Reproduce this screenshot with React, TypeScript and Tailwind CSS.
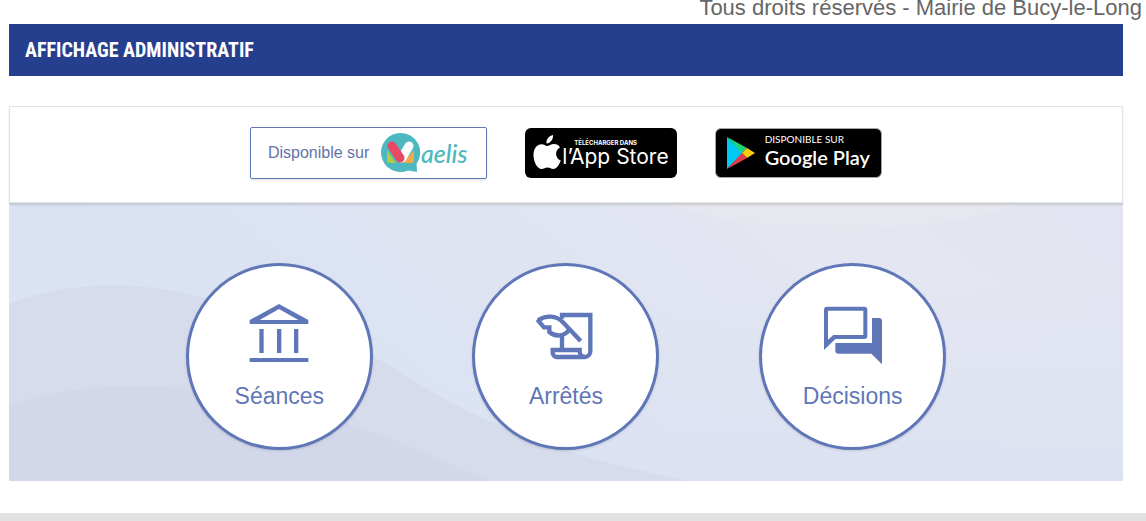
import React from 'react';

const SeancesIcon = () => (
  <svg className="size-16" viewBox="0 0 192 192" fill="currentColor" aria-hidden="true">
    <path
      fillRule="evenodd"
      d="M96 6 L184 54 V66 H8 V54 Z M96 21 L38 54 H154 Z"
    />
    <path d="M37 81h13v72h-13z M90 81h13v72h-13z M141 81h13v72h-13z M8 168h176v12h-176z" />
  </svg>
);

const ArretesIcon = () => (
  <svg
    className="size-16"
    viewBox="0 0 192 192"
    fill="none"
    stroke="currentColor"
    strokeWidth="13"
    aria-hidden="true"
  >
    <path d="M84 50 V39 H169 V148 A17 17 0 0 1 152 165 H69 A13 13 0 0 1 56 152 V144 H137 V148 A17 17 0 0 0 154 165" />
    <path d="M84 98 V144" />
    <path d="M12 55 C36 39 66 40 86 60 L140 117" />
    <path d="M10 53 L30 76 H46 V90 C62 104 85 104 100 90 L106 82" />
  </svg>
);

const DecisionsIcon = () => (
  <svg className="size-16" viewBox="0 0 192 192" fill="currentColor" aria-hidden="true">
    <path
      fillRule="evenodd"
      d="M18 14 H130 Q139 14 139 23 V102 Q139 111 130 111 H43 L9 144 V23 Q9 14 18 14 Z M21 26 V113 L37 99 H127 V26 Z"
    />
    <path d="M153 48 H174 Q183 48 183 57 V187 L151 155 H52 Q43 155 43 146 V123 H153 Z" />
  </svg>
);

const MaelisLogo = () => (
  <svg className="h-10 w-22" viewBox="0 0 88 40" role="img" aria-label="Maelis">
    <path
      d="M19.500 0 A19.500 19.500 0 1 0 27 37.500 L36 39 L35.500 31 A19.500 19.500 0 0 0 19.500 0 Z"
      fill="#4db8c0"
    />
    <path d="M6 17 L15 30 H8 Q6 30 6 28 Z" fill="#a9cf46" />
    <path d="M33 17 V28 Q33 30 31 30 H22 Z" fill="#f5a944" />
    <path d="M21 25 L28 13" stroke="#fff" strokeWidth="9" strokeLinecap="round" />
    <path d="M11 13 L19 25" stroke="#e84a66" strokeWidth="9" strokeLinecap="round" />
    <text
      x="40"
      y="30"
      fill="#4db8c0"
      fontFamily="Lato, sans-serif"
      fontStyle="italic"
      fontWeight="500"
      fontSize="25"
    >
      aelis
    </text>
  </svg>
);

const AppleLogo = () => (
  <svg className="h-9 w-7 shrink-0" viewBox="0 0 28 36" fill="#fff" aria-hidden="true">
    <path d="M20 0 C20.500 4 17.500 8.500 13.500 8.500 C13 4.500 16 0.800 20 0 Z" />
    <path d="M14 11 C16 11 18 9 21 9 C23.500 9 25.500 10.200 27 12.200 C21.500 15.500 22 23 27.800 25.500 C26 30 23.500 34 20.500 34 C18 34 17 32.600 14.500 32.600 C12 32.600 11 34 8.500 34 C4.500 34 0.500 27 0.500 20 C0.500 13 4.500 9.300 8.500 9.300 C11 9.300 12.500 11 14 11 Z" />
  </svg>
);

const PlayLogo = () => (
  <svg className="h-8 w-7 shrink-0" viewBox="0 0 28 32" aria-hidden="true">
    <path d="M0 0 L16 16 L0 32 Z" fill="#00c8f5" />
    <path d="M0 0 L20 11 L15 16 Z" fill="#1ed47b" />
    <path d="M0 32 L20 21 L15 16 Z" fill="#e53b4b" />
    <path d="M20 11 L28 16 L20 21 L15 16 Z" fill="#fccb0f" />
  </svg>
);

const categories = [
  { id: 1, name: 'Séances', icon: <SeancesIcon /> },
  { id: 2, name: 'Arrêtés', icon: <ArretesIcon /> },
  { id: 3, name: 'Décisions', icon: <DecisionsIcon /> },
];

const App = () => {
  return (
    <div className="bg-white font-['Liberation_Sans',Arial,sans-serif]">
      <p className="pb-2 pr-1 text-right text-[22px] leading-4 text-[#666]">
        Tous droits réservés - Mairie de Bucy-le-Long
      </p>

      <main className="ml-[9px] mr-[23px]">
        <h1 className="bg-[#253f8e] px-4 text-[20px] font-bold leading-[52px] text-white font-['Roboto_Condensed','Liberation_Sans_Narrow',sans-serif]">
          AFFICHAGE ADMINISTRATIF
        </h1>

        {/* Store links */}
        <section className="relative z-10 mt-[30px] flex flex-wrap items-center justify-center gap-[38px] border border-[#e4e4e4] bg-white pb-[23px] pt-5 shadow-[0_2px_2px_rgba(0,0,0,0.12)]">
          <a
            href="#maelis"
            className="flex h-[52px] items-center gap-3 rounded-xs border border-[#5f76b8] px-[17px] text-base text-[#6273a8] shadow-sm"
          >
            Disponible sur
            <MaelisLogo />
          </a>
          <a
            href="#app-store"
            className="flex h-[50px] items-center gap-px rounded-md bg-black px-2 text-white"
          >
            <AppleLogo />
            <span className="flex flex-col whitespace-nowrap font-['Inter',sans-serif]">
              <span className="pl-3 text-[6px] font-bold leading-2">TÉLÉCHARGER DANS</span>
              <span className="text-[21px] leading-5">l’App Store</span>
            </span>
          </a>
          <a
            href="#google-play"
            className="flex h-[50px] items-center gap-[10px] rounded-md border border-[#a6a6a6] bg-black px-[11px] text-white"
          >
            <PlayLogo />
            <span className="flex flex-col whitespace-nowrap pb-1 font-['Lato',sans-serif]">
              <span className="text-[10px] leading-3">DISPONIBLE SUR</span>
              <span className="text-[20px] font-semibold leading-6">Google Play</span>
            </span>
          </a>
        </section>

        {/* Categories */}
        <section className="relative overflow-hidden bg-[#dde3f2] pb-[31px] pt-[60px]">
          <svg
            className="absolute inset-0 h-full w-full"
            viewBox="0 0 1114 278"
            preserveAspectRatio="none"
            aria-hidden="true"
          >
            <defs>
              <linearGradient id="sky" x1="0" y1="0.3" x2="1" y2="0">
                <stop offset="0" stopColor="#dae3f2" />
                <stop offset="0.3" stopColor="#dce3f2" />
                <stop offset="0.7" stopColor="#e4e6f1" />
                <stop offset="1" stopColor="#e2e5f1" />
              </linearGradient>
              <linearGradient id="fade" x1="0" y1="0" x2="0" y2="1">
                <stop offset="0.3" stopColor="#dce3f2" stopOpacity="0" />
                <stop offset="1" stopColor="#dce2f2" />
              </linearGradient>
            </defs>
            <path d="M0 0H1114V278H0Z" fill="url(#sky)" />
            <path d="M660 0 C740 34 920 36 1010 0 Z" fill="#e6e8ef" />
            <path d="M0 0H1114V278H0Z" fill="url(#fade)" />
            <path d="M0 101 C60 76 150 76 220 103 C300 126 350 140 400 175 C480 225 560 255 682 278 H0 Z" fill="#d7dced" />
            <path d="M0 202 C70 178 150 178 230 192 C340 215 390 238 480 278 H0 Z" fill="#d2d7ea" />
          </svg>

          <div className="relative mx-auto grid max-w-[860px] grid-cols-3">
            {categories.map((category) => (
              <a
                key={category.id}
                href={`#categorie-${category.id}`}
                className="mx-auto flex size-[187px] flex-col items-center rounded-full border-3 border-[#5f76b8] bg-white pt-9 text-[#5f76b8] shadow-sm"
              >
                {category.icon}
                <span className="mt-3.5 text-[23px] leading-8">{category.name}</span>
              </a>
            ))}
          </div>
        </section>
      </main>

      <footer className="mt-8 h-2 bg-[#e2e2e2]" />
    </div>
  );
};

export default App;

TASK PROMPT
Transcribe the listing above verbatim. Omit the pictures.

IN RESPONSE
Reproduce this screenshot with React, TypeScript and Tailwind CSS.
import React from 'react';

const SeancesIcon = () => (
  <svg className="size-16" viewBox="0 0 192 192" fill="currentColor" aria-hidden="true">
    <path
      fillRule="evenodd"
      d="M96 6 L184 54 V66 H8 V54 Z M96 21 L38 54 H154 Z"
    />
    <path d="M37 81h13v72h-13z M90 81h13v72h-13z M141 81h13v72h-13z M8 168h176v12h-176z" />
  </svg>
);

const ArretesIcon = () => (
  <svg
    className="size-16"
    viewBox="0 0 192 192"
    fill="none"
    stroke="currentColor"
    strokeWidth="13"
    aria-hidden="true"
  >
    <path d="M84 50 V39 H169 V148 A17 17 0 0 1 152 165 H69 A13 13 0 0 1 56 152 V144 H137 V148 A17 17 0 0 0 154 165" />
    <path d="M84 98 V144" />
    <path d="M12 55 C36 39 66 40 86 60 L140 117" />
    <path d="M10 53 L30 76 H46 V90 C62 104 85 104 100 90 L106 82" />
  </svg>
);

const DecisionsIcon = () => (
  <svg className="size-16" viewBox="0 0 192 192" fill="currentColor" aria-hidden="true">
    <path
      fillRule="evenodd"
      d="M18 14 H130 Q139 14 139 23 V102 Q139 111 130 111 H43 L9 144 V23 Q9 14 18 14 Z M21 26 V113 L37 99 H127 V26 Z"
    />
    <path d="M153 48 H174 Q183 48 183 57 V187 L151 155 H52 Q43 155 43 146 V123 H153 Z" />
  </svg>
);

const MaelisLogo = () => (
  <svg className="h-10 w-22" viewBox="0 0 88 40" role="img" aria-label="Maelis">
    <path
      d="M19.500 0 A19.500 19.500 0 1 0 27 37.500 L36 39 L35.500 31 A19.500 19.500 0 0 0 19.500 0 Z"
      fill="#4db8c0"
    />
    <path d="M6 17 L15 30 H8 Q6 30 6 28 Z" fill="#a9cf46" />
    <path d="M33 17 V28 Q33 30 31 30 H22 Z" fill="#f5a944" />
    <path d="M21 25 L28 13" stroke="#fff" strokeWidth="9" strokeLinecap="round" />
    <path d="M11 13 L19 25" stroke="#e84a66" strokeWidth="9" strokeLinecap="round" />
    <text
      x="40"
      y="30"
      fill="#4db8c0"
      fontFamily="Lato, sans-serif"
      fontStyle="italic"
      fontWeight="500"
      fontSize="25"
    >
      aelis
    </text>
  </svg>
);

const AppleLogo = () => (
  <svg className="h-9 w-7 shrink-0" viewBox="0 0 28 36" fill="#fff" aria-hidden="true">
    <path d="M20 0 C20.500 4 17.500 8.500 13.500 8.500 C13 4.500 16 0.800 20 0 Z" />
    <path d="M14 11 C16 11 18 9 21 9 C23.500 9 25.500 10.200 27 12.200 C21.500 15.500 22 23 27.800 25.500 C26 30 23.500 34 20.500 34 C18 34 17 32.600 14.500 32.600 C12 32.600 11 34 8.500 34 C4.500 34 0.500 27 0.500 20 C0.500 13 4.500 9.300 8.500 9.300 C11 9.300 12.500 11 14 11 Z" />
  </svg>
);

const PlayLogo = () => (
  <svg className="h-8 w-7 shrink-0" viewBox="0 0 28 32" aria-hidden="true">
    <path d="M0 0 L16 16 L0 32 Z" fill="#00c8f5" />
    <path d="M0 0 L20 11 L15 16 Z" fill="#1ed47b" />
    <path d="M0 32 L20 21 L15 16 Z" fill="#e53b4b" />
    <path d="M20 11 L28 16 L20 21 L15 16 Z" fill="#fccb0f" />
  </svg>
);

const categories = [
  { id: 1, name: 'Séances', icon: <SeancesIcon /> },
  { id: 2, name: 'Arrêtés', icon: <ArretesIcon /> },
  { id: 3, name: 'Décisions', icon: <DecisionsIcon /> },
];

const App = () => {
  return (
    <div className="bg-white font-['Liberation_Sans',Arial,sans-serif]">
      <p className="pb-2 pr-1 text-right text-[22px] leading-4 text-[#666]">
        Tous droits réservés - Mairie de Bucy-le-Long
      </p>

      <main className="ml-[9px] mr-[23px]">
        <h1 className="bg-[#253f8e] px-4 text-[20px] font-bold leading-[52px] text-white font-['Roboto_Condensed','Liberation_Sans_Narrow',sans-serif]">
          AFFICHAGE ADMINISTRATIF
        </h1>

        {/* Store links */}
        <section className="relative z-10 mt-[30px] flex flex-wrap items-center justify-center gap-[38px] border border-[#e4e4e4] bg-white pb-[23px] pt-5 shadow-[0_2px_2px_rgba(0,0,0,0.12)]">
          <a
            href="#maelis"
            className="flex h-[52px] items-center gap-3 rounded-xs border border-[#5f76b8] px-[17px] text-base text-[#6273a8] shadow-sm"
          >
            Disponible sur
            <MaelisLogo />
          </a>
          <a
            href="#app-store"
            className="flex h-[50px] items-center gap-px rounded-md bg-black px-2 text-white"
          >
            <AppleLogo />
            <span className="flex flex-col whitespace-nowrap font-['Inter',sans-serif]">
              <span className="pl-3 text-[6px] font-bold leading-2">TÉLÉCHARGER DANS</span>
              <span className="text-[21px] leading-5">l’App Store</span>
            </span>
          </a>
          <a
            href="#google-play"
            className="flex h-[50px] items-center gap-[10px] rounded-md border border-[#a6a6a6] bg-black px-[11px] text-white"
          >
            <PlayLogo />
            <span className="flex flex-col whitespace-nowrap pb-1 font-['Lato',sans-serif]">
              <span className="text-[10px] leading-3">DISPONIBLE SUR</span>
              <span className="text-[20px] font-semibold leading-6">Google Play</span>
            </span>
          </a>
        </section>

        {/* Categories */}
        <section className="relative overflow-hidden bg-[#dde3f2] pb-[31px] pt-[60px]">
          <svg
            className="absolute inset-0 h-full w-full"
            viewBox="0 0 1114 278"
            preserveAspectRatio="none"
            aria-hidden="true"
          >
            <defs>
              <linearGradient id="sky" x1="0" y1="0.3" x2="1" y2="0">
                <stop offset="0" stopColor="#dae3f2" />
                <stop offset="0.3" stopColor="#dce3f2" />
                <stop offset="0.7" stopColor="#e4e6f1" />
                <stop offset="1" stopColor="#e2e5f1" />
              </linearGradient>
              <linearGradient id="fade" x1="0" y1="0" x2="0" y2="1">
                <stop offset="0.3" stopColor="#dce3f2" stopOpacity="0" />
                <stop offset="1" stopColor="#dce2f2" />
              </linearGradient>
            </defs>
            <path d="M0 0H1114V278H0Z" fill="url(#sky)" />
            <path d="M660 0 C740 34 920 36 1010 0 Z" fill="#e6e8ef" />
            <path d="M0 0H1114V278H0Z" fill="url(#fade)" />
            <path d="M0 101 C60 76 150 76 220 103 C300 126 350 140 400 175 C480 225 560 255 682 278 H0 Z" fill="#d7dced" />
            <path d="M0 202 C70 178 150 178 230 192 C340 215 390 238 480 278 H0 Z" fill="#d2d7ea" />
          </svg>

          <div className="relative mx-auto grid max-w-[860px] grid-cols-3">
            {categories.map((category) => (
              <a
                key={category.id}
                href={`#categorie-${category.id}`}
                className="mx-auto flex size-[187px] flex-col items-center rounded-full border-3 border-[#5f76b8] bg-white pt-9 text-[#5f76b8] shadow-sm"
              >
                {category.icon}
                <span className="mt-3.5 text-[23px] leading-8">{category.name}</span>
              </a>
            ))}
          </div>
        </section>
      </main>

      <footer className="mt-8 h-2 bg-[#e2e2e2]" />
    </div>
  );
};

export default App;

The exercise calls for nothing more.